10. Your life, your rules.
Don’t want pop ups on your website? Don’t have pop ups on your website. Don’t want to do webinars? Don’t do webinars. Just because something works for someone else, doesn’t mean you have to do it. I used Periscope exactly three times and didn’t love it. So I’m not gonna do it, and I don’t feel bad. But I looooooooooooove Instagram. And even though it’s harder to get noticed as a writer on Instagram, I've found my tribe. I’ve met some amazing people there, and I love the platform. The only thing you should have is an email list. Which leads us to...
11. Beginning from Day One, you need to have a newsletter, darling.

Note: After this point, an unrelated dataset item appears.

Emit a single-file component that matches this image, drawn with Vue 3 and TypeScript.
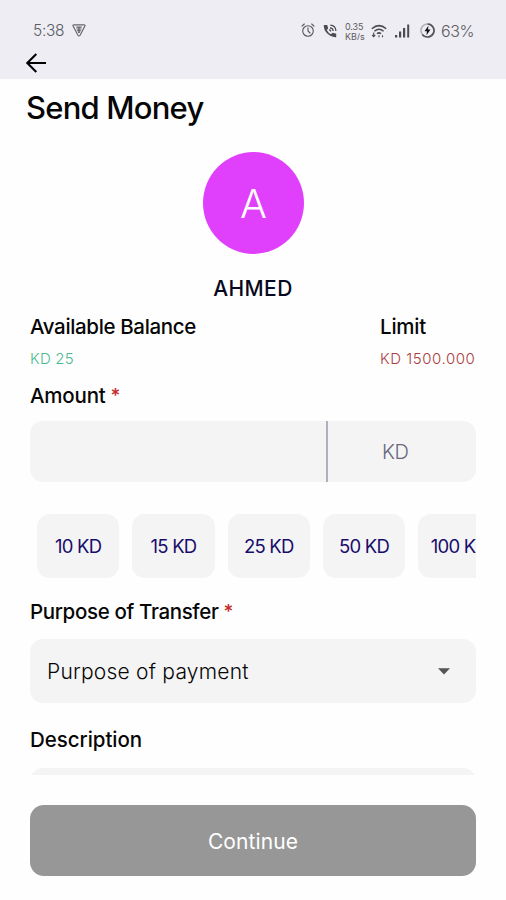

Your first newsletters can be excerpts of blog posts or can be cool stuff you’ve read on the web. Or, it can be love letters that filled with encouragement and 29% sarcasm, like my newsletters are. But you have to have one. You’ll figure out lead magnets and opt in’s later, as you see what content gets the best response from your readers. Because platforms come and go and websites can crash, but a mailing list is yours forever.
12. Learn one thing at a time.
We've all done it. We've read too much, studied too hard, and then we get overloaded and afraid to make a choice. It’s called Analysis Paralysis. Here's how it works: you read a post about email lists, which leads you to an article about landing pages, which then leads you to a podcast about copywriting, which takes you to a webinar about branding. And then you’re crying and watching The Gilmore Girls on Netflix. Not that I would know...but I totally know. Similar to the social media platform advice above, give yourself a couple of months to learn about copywriting. Or take a product photography class one weekend. Whatever it is, dig deep and take notes. Have fun with it, and you’ll bring that enthusiasm to your blog.
13. Have fun.
Life is short. Tell your stories and laugh as often you can.